Because of the bank's failure to respond to any of the homeowners' claims set forth in his filed affidavit, the Ohio appeals court found that the bank failed to meet its burden of showing that there was no genuine issue of material fact as to who is the real party in interest, the claimed default, and as to whether the bank provided Moore a notice of being in default. Accordingly, summary judgment was deemed inappropriate.(1)

For the court ruling, see Flagstar Bank, FSB v. Moore, 2010-Ohio-375 (February 5, 2010).

(1) Fortunately for Moore, he was in a position to pursue an appeal of the trial court's ruling, an option few homeowners facing foreclosure are in a financial position to avail themselves of. It wouldn't surprise me if the trial judge (and the magistrate) felt, in the back of their minds, that the homeowner was not in a position to appeal their dubious ruling, thereby allowing them to simply "rubber-stamp" the judgment and "keep the foreclosure 'rocket docket' conveyor belt moving forward."
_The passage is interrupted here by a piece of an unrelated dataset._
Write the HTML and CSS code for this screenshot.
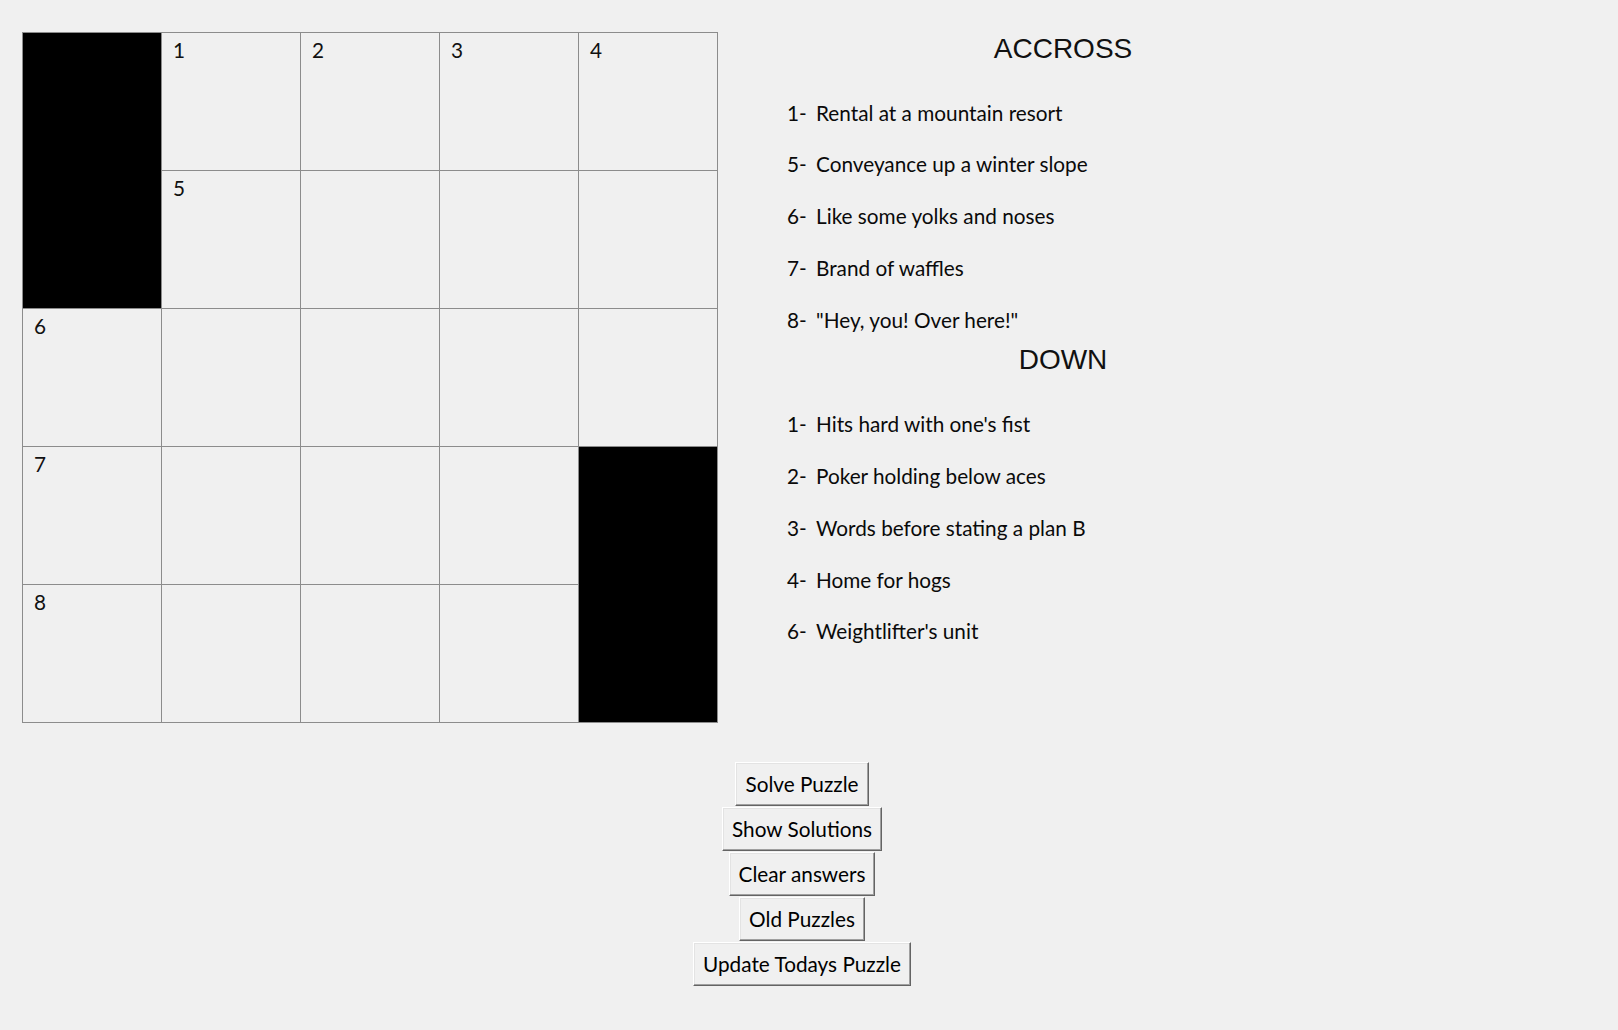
FILE: index.html
```html
<!DOCTYPE html>
<html lang="en">
<head>
<meta charset="utf-8">
<title>Crossword</title>
<link rel="stylesheet" href="styles.css">
</head>
<body>
<div class="app">
  <div class="top">
    <div class="board">
      <div class="cell black b-top"></div>
      <div class="cell"><span class="n">1</span></div>
      <div class="cell"><span class="n">2</span></div>
      <div class="cell"><span class="n">3</span></div>
      <div class="cell"><span class="n">4</span></div>
      <div class="cell"><span class="n">5</span></div>
      <div class="cell"></div>
      <div class="cell"></div>
      <div class="cell"></div>
      <div class="cell"><span class="n">6</span></div>
      <div class="cell"></div>
      <div class="cell"></div>
      <div class="cell"></div>
      <div class="cell"></div>
      <div class="cell black b-bottom"></div>
      <div class="cell"><span class="n">7</span></div>
      <div class="cell"></div>
      <div class="cell"></div>
      <div class="cell"></div>
      <div class="cell"><span class="n">8</span></div>
      <div class="cell"></div>
      <div class="cell"></div>
      <div class="cell"></div>
    </div>
    <div class="clues">
      <h2 class="heading">ACCROSS</h2>
      <ul class="list">
        <li><span class="num">1-</span>Rental at a mountain resort</li>
        <li><span class="num">5-</span>Conveyance up a winter slope</li>
        <li><span class="num">6-</span>Like some yolks and noses</li>
        <li><span class="num">7-</span>Brand of waffles</li>
        <li><span class="num">8-</span>"Hey, you! Over here!"</li>
      </ul>
      <h2 class="heading down">DOWN</h2>
      <ul class="list">
        <li><span class="num">1-</span>Hits hard with one's fist</li>
        <li><span class="num">2-</span>Poker holding below aces</li>
        <li><span class="num">3-</span>Words before stating a plan B</li>
        <li><span class="num">4-</span>Home for hogs</li>
        <li><span class="num">6-</span>Weightlifter's unit</li>
      </ul>
    </div>
  </div>
  <div class="buttons">
    <button class="btn">Solve Puzzle</button>
    <button class="btn">Show Solutions</button>
    <button class="btn">Clear answers</button>
    <button class="btn">Old Puzzles</button>
    <button class="btn">Update Todays Puzzle</button>
  </div>
</div>
</body>
</html>
```
FILE: styles.css
```css
html, body {
  margin: 0;
  padding: 0;
  background: #f0f0f0;
}

body {
  font-family: Lato, "Open Sans", "Noto Sans", sans-serif;
  font-size: 20.75px;
  color: #000;
}

.app {
  width: 1618px;
  height: 1030px;
  display: flex;
  flex-direction: column;
}

.top {
  display: flex;
  align-items: flex-start;
}

.board {
  margin: 32px 0 0 22px;
  display: grid;
  grid-template-columns: repeat(5, 138px);
  grid-template-rows: repeat(5, 137px);
  gap: 1px;
  padding: 1px;
  background: #8c8c8c;
}

.cell {
  background: #f0f0f0;
  padding: 4px 11px;
  line-height: 26px;
  box-sizing: border-box;
}

.cell.black {
  background: #000;
}

.b-top {
  grid-column: 1;
  grid-row: 1 / span 2;
}

.b-bottom {
  grid-column: 5;
  grid-row: 4 / span 2;
}

.n {
  font-size: 20.75px;
  color: #111;
}

.clues {
  width: 690px;
  padding-top: 33px;
  display: flex;
  flex-direction: column;
}

.heading {
  margin: 0 0 34.5px 0;
  font-family: "Liberation Sans", Arial, sans-serif;
  font-weight: normal;
  font-size: 28px;
  line-height: 32px;
  text-align: center;
  color: #111;
}

.heading.down {
  margin-top: 11px;
  margin-bottom: 35.5px;
}

.list {
  list-style: none;
  margin: 0;
  padding: 0 0 0 69px;
  display: flex;
  flex-direction: column;
  gap: 25.8px;
}

.list li {
  line-height: 26px;
  white-space: nowrap;
  color: #0a0a0a;
}

.num {
  display: inline-block;
  width: 29px;
}

.buttons {
  margin-top: 39px;
  padding-right: 14px;
  display: flex;
  flex-direction: column;
  align-items: center;
  gap: 1px;
}

.btn {
  font-family: Lato, "Open Sans", "Noto Sans", sans-serif;
  font-size: 20.75px;
  line-height: 26px;
  height: 44px;
  padding: 0 9px;
  color: #000;
  background: #f0f0f0;
  border: 1px solid;
  border-color: #ffffff #646464 #646464 #ffffff;
  box-shadow: inset -1px -1px 0 #a0a0a0, inset 1px 1px 0 #e3e3e3;
  border-radius: 0;
  cursor: default;
}
```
This type of rubber-stamping conduct on the part of some in the judiciary is, I suspect, what New York judge Timothy J. Walker had in mind when, in his recent ruling in Deutsche Bank Natl. Trust Co. v McRae, 2010 NY Slip Op 20020 [Allegany County, January 25, 2010], made this observation expressing his concern for unrepresented homeowners in foreclosure actions:

  • For the unrepresented homeowner, the issues of standing and real party in interest status of the foreclosing party are never considered. Without such scrutiny, there is a risk that the courts will give the judicial "seal of approval" to foreclosures against unrepresented homeowners who have little, if any, understanding of these issues, much less the legal significance thereof. To quote my colleague in Kings County, "[a]llowing this case to proceed on behalf of a plaintiff without standing at the commencement of the action would [also] open the door to potential fraud and place in jeopardy the integrity of title to the property to be foreclosed." [Citigroup Global Markets Realty Corp. v. Bowling, 25 Misc 3d 1244; 2009 NY Slip OP 52567U (Kings County, December 18, 2009)].

Even homeowners who have legal representation may be facing impediments in defending themselves as a result of some judges adopting questionable practices when hearing foreclosures. One Central Florida attorney writes in his blog that, overwhelmed by their caseloads, two judges in Pinellas County, Florida have been said to have adopted practices that, in my view, are consistent with use of the "rubber stamp method" of adjudicating foreclosures (see Matt Weidner Blog: An Anarchist’s Strategy To Dismiss Every Foreclosure In Florida):

  • Things have gotten so bad for the judges that I’m told at least two Circuit Court Judges in Pinellas County (Linda Allan and Douglas Baird) have announced they were no longer going to hear Motions to Dismiss filed by Defendants in foreclosure cases, but were going to start just denying them across the board without even having a hearing on the matter. Now that’s one way to deal with the crisis. It’s an unconstitutional, unfair and totally biased approach that completely ignores the law and the rights of the citizens these judges took an oath to serve, but it is one way to deal with the crisis. (Look for Appeals To Come If This Practice Really Begins to Take Hold.)